Ask any mother about the happiest moment of their life and they will most likely tell you ‘the birth of their child.' But for some women, the moments that follow childbirth are not happy at all.
For 20 years, women struggling with a variety of emotional issues after childbirth could reach out to the St. Louis nonprofit organization Mother To Mother for free. But at the end of the year, the organization is closing because of financial troubles.
Eleven months ago, Erin Shetler gave birth to her daughter, Amy; a happy baby with bright red hair and blue eyes. Now Shetler smiles as she lifts Amy out of her crib after the little girl’s nap. She kisses her forehead and tickles her belly. But Shetler felt very differently after Amy was born, a delivery she calls traumatic.
“I didn’t feel very good about the way that it went," Shetler said. "After about five or six weeks, I still didn’t feel good. I started not wanting to come to the door for visitors. I just felt like something was off.”
So, Shetler reached out to a counselor for help. During their first session, the counselor gave her a flier with Mother to Mother’s phone number.
The Baby Blues
What Shetler was experiencing is not uncommon.
"Eighty percent of women will experience the baby blues," said Shellie Fidell, a licensed professional social worker who practices psychotherapy. "And they are typically feelings like feeling overwhelmed, crying, feeling irritable, feeling sleep deprived. These are things that come and go and don't interfere with your ability to take care of your baby. That's one of the distinguishing features."
Fidell did not treat Shetler. But she treats many women like her.
She says of those 80 percent of women who will have the baby blues, for 10 percent, to as high as 20 percent, of them, those symptoms will worsen and develop into postpartum depression.
"I couldn't get off the bathroom floor."
Things did get worse for Erin Shetler.
"I couldn’t get off the bathroom floor," Shetler said. "I just sat there and cried. I had all my What to Expect When You're Expecting books. None of them told me what to do. Or, I felt like none of them would help me."
That’s when Shetler remembered the flier for Mother To Mother. She called the number.
"All of a sudden after feeling really, really alone, all of these women had just dropped everything to help me, with no questions asked, for no money," said Shetler. "And all of a sudden I started thinking I might be able to get through this; I’ve got some women who can help me."

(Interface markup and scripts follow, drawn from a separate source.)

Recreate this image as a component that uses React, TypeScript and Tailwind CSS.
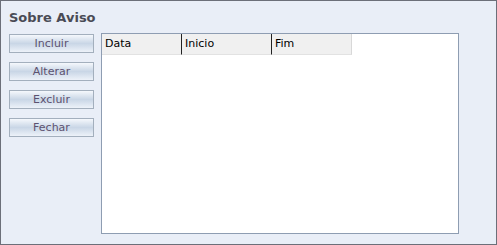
const buttons = ['Incluir', 'Alterar', 'Excluir', 'Fechar'];

const columns = [
  { label: 'Data', width: 'w-[80px]' },
  { label: 'Inicio', width: 'w-[90px]' },
  { label: 'Fim', width: 'w-[80px]' },
];

export default function App() {
  return (
    <div className="w-[497px] h-[245px] bg-[#e9eef7] border border-[#6c6f79] flex flex-col font-['DejaVu_Sans',sans-serif]">
      {/* titulo */}
      <div className="h-[32px] pl-[8px] pt-[9px] text-[13px] leading-[16px] font-bold text-[#4a4b55]">
        Sobre Aviso
      </div>

      <div className="flex flex-1 pl-[8px] pr-[37px] pb-[10px] gap-[7px]">
        {/* botoes */}
        <div className="flex flex-col gap-[9px] pt-[1px]">
          {buttons.map((b) => (
            <button
              key={b}
              className="w-[85px] h-[19px] border border-[#a3afbd] bg-gradient-to-b from-[#f5f8fc] via-[#c9d6e6] to-[#edf2f9] text-[11px] leading-[17px] text-[#5c5270] text-center"
            >
              {b}
            </button>
          ))}
        </div>

        {/* grid */}
        <div className="flex-1 bg-white border border-[#8e9db2]">
          <div className="flex h-[21px] text-[11px] text-black">
            {columns.map((c, i) => (
              <div
                key={c.label}
                className={`${c.width} bg-[#f0f0f0] border-b border-[#e2e2e2] flex items-center pl-[3px] ${
                  i < columns.length - 1 ? 'border-r border-r-[#222]' : 'border-r border-r-[#d8d8d8]'
                }`}
              >
                {c.label}
              </div>
            ))}
          </div>
        </div>
      </div>
    </div>
  );
}
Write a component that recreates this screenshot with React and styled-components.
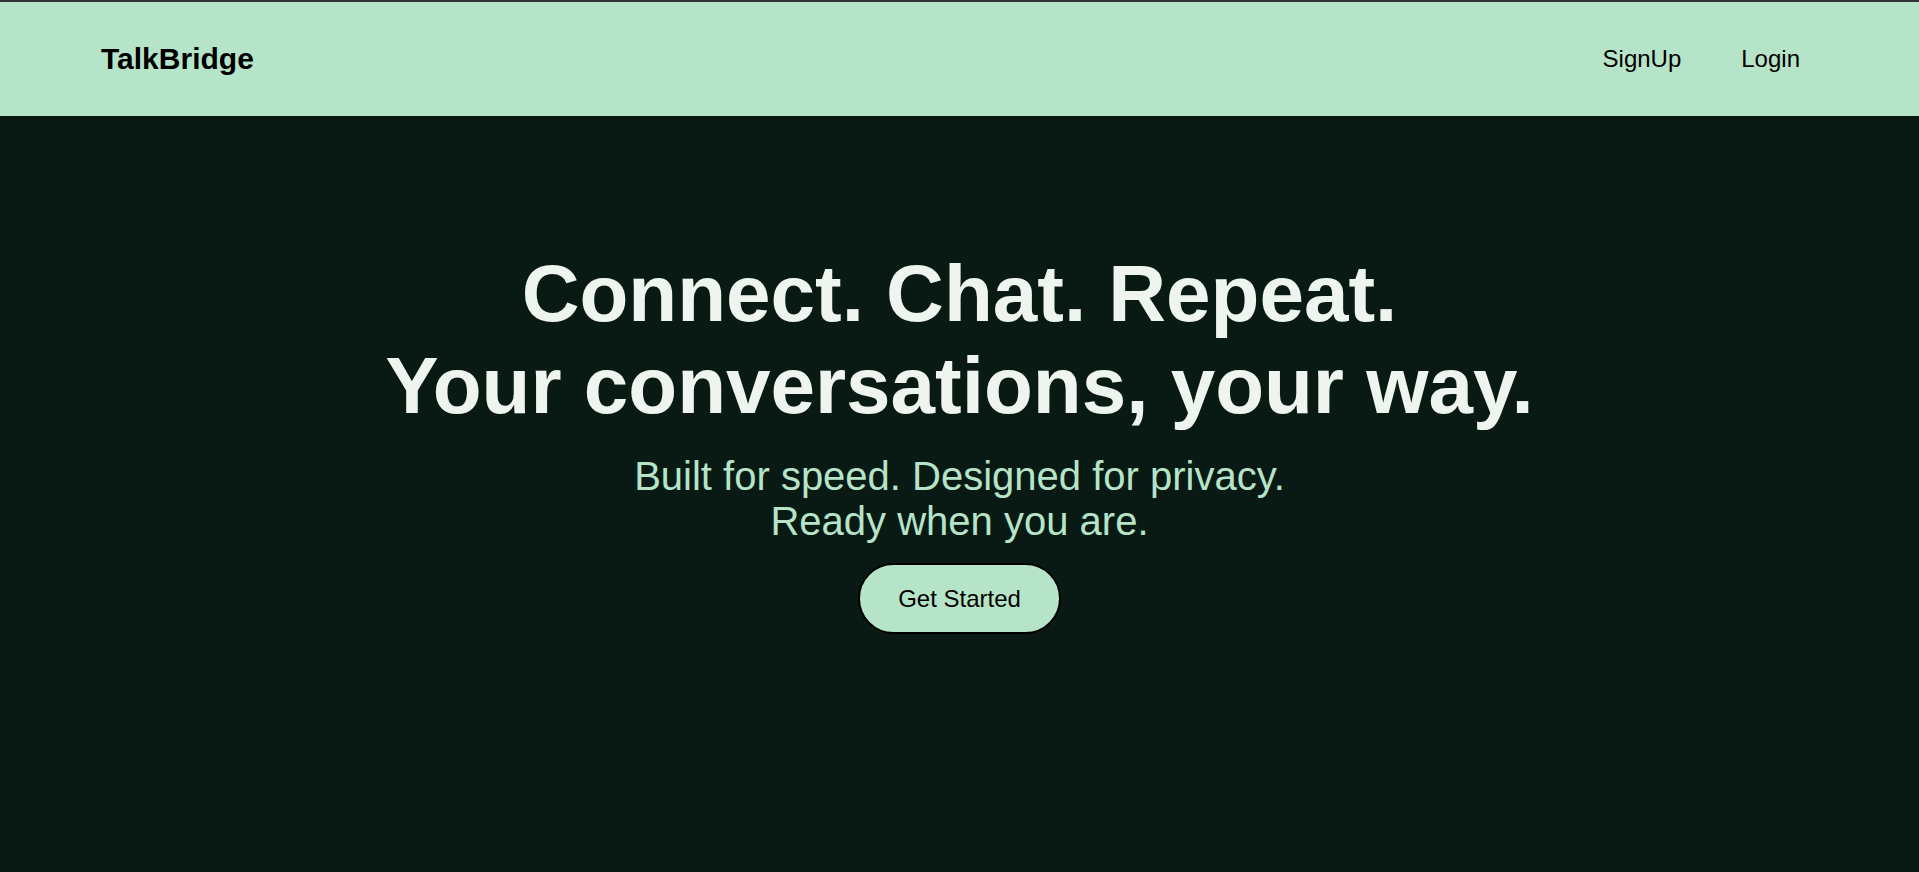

"I get what you're saying"
Darcy Sharff founded Mother To Mother 20 years ago while working on her dissertation. She was trying to identify resources for women suffering from symptoms of postpartum depression. She found that a lot of them just wanted to talk to other women who went through the same thing.
“We were women who had experienced postpartum depression," said Scharff, who is also vice dean of academic affairs at Saint Louis University. "So we could talk to the moms on the other line and say ‘Yeah, I mean, I get what you’re saying.’”
But despite its success in helping women adjust to motherhood, the program never really took off. Some hospitals would send fliers home with moms. But when money started running out Mother To Mother stopped printing them.
Before deciding to call it quits, Scharff tried to get area hospitals to absorb the program, but they all said no.
“We approached a couple of hospitals, with some enthusiasm, I might say, from the clinical people," said Scharff. "And then it went to administration and couldn’t get the support."
Hoping To Continue
Though Mother To Mother has stopped accepting new moms and will close completely on Dec. 31, mothers like Erin Shetler hope that someone will come forward to keep the program going.
“I guess it’s my hope that people start to recognize that with a little bit of investment we really could tackle this," said Shetler.
Women who think they might have postpartum depression should call their doctor to seek treatment, but women are losing a friend in Mother To Mother. That’s because the program was open to all women needing emotional guidance after giving birth, not just those who might be clinically depressed.
Shetler says she has remained friends with women she met at Mother To Mother support groups. She’s feeling better now and can focus on being a good mother to Amy. And a happy mommy equals a happy baby.